Albert hesitated. He wanted to accept – on the spot. He wanted to tell this man that he was the best person he had ever met... and couldn’t. His upbri
nging forbade any emotional response. His father’s constant claims that the State owed its citizens a living, that nobody got anywhere offering their services stuck in his mind; and in his heart.
“I tell you, Joe – they’ve got birds in there would turn your head,” Billy remarked as they lounged outside the church hall.
“Wot’s keepin’ us from getting a few?” Don asked.
Joe scowled. He’d had his bit for the day and tomorrow was Tuesday. He had to keep reasonably virile for Tuesday! “Christ – you wanna go in?” he asked sulkily.
“Yeah!”
“Okay...” Joe shoved the door open and faced a frightened goody-goody boy. “Move aside, pansy,” Joe shouted, shoving the boy over amid a collection of flying tickets.
For a moment, nobody noticed their arrival. Then, when Billy grabbed one of the girls, a scream split the hall into factions and Joe’s mob found themselves confronted by hostile glares. Just glares. Nothing else.

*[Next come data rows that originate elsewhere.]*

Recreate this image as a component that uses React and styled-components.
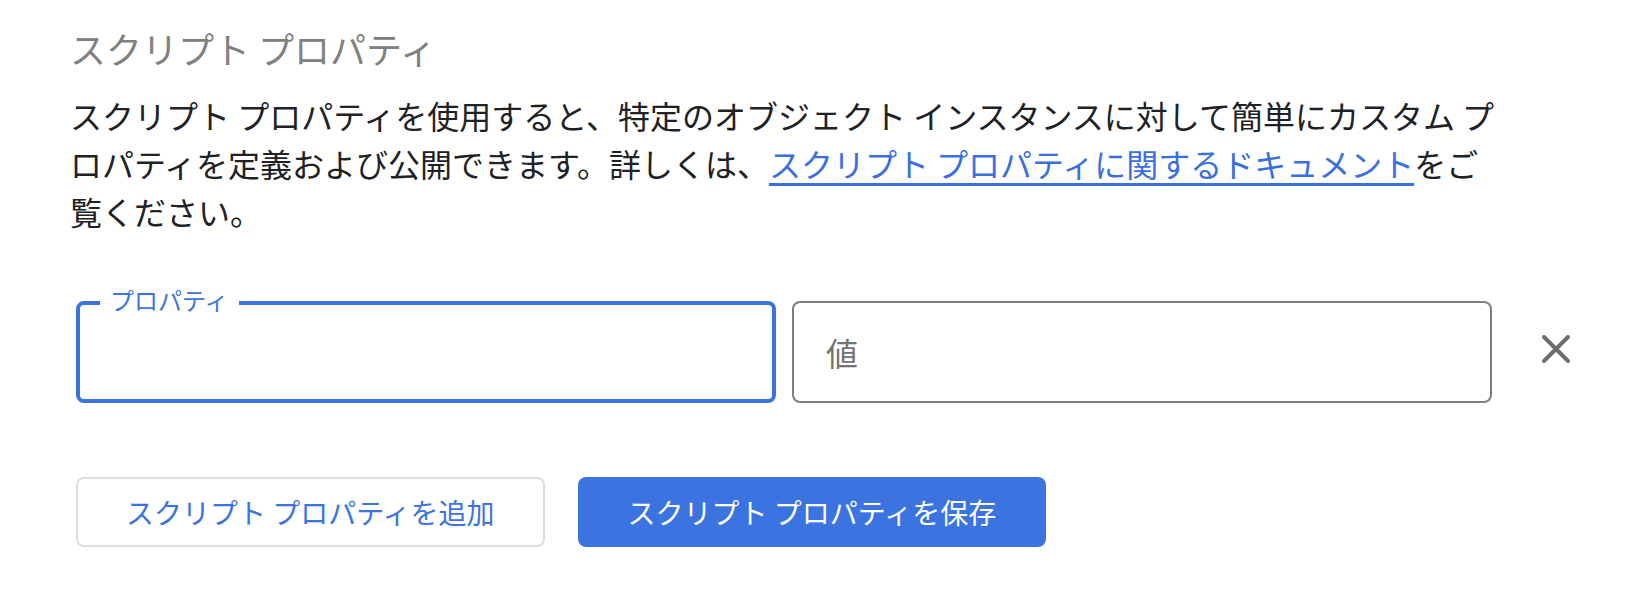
import React from "react";
import styled, { createGlobalStyle } from "styled-components";

const Global = createGlobalStyle`
  html, body { margin: 0; padding: 0; background: #ffffff; }
  body { font-family: "Noto Sans CJK JP", "Noto Sans", sans-serif; }
  * { box-sizing: border-box; }
`;

const Page = styled.div`
  padding: 24px 0 0 70px;
`;

const Title = styled.h2`
  margin: 0;
  font-size: 36px;
  line-height: 48px;
  font-weight: 400;
  color: #808080;
`;

const Description = styled.p`
  margin: 19px 0 0;
  width: 1438px;
  font-size: 32px;
  line-height: 48px;
  color: #202124;
`;

const DocLink = styled.a`
  color: #3a6fe0;
  text-decoration: underline;
  text-decoration-thickness: 3px;
  text-underline-offset: 6px;
`;

const Form = styled.div`
  padding-left: 6px;
  margin-top: 66px;
`;

const FieldRow = styled.div`
  display: flex;
  align-items: center;
  gap: 16px;
`;

const Field = styled.div`
  position: relative;
  flex: none;
  width: 700px;
  height: 102px;
  border: ${(p) => (p.$focused ? "4px solid #3b73e0" : "2px solid #7f7f7f")};
  border-radius: 8px;
  display: flex;
  align-items: center;
  padding-left: ${(p) => (p.$focused ? "30px" : "32px")};
  background: #fff;
`;

const FloatingLabel = styled.span`
  position: absolute;
  left: 20px;
  top: -19px;
  padding: 0 10px;
  background: #ffffff;
  font-size: 24px;
  line-height: 28px;
  color: #3b73e0;
`;

const Input = styled.input`
  border: none;
  outline: none;
  background: transparent;
  width: 100%;
  font-family: inherit;
  font-size: 32px;
  color: #202124;
  padding: 0;
  &::placeholder { color: #737373; }
`;

const RemoveButton = styled.button`
  flex: none;
  width: 48px;
  height: 48px;
  margin-left: 24px;
  margin-top: -6px;
  border: none;
  background: transparent;
  padding: 0;
  display: flex;
  align-items: center;
  justify-content: center;
  cursor: pointer;
`;

const ButtonRow = styled.div`
  display: flex;
  gap: 33px;
  margin-top: 74px;
`;

const ActionButton = styled.button`
  height: 70px;
  padding: 0 48px;
  border-radius: 8px;
  font-family: inherit;
  font-size: 28px;
  line-height: 1;
  border: 2px solid ${(p) => (p.$primary ? "#3b73e0" : "#dadce0")};
  background: ${(p) => (p.$primary ? "#3b73e0" : "#ffffff")};
  color: ${(p) => (p.$primary ? "#ffffff" : "#3b73e0")};
  cursor: pointer;
`;

const CloseIcon = () => (
  <svg width="30" height="30" viewBox="0 0 30 30" aria-hidden="true">
    <path d="M3 3 L27 27 M27 3 L3 27" stroke="#6e6e6e" strokeWidth="4" strokeLinecap="round" fill="none" />
  </svg>
);

export default function App() {
  return (
    <>
      <Global />
      <Page>
        <Title>スクリプト プロパティ</Title>
        <Description>
          スクリプト プロパティを使用すると、特定のオブジェクト インスタンスに対して簡単にカスタム プロパティを定義および公開できます。詳しくは、
          <DocLink href="#">スクリプト プロパティに関するドキュメント</DocLink>
          をご覧ください。
        </Description>
        <Form>
          <FieldRow>
            <Field $focused>
              <FloatingLabel>プロパティ</FloatingLabel>
              <Input aria-label="プロパティ" />
            </Field>
            <Field>
              <Input placeholder="値" aria-label="値" />
            </Field>
            <RemoveButton aria-label="削除">
              <CloseIcon />
            </RemoveButton>
          </FieldRow>
          <ButtonRow>
            <ActionButton>スクリプト プロパティを追加</ActionButton>
            <ActionButton $primary>スクリプト プロパティを保存</ActionButton>
          </ButtonRow>
        </Form>
      </Page>
    </>
  );
}
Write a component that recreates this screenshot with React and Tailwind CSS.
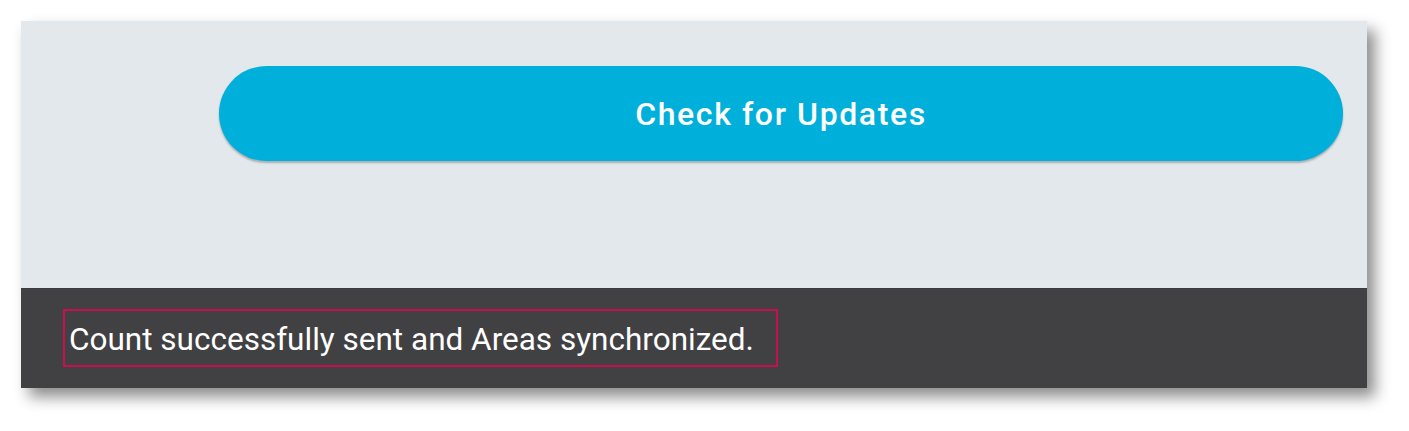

“Keep dancin’,” Joe announced. “We ain’t goin’ to rape you bleedin’ virgins.” He grinned and added in a stage-whisper to Billy, “Are we?”
“I bloody-well am,” Billy said in a loud voice. “That one over there!” He indicated a girl of about fifteen wearing a mini and a tight blouse. Billy took a step towards the girl...
“Just a moment!” Peter Bloomfield tried to control his seething anger. First, he turned the record player off, then he walked through the parting crowd of his flock and stood facing Joe Hawkins. He recognised Joe; knew that this was the most serious crisis ever to be thrust upon his small gathering. Joe represented evil; Lucifer in clip-on braces and wearing devilish boots.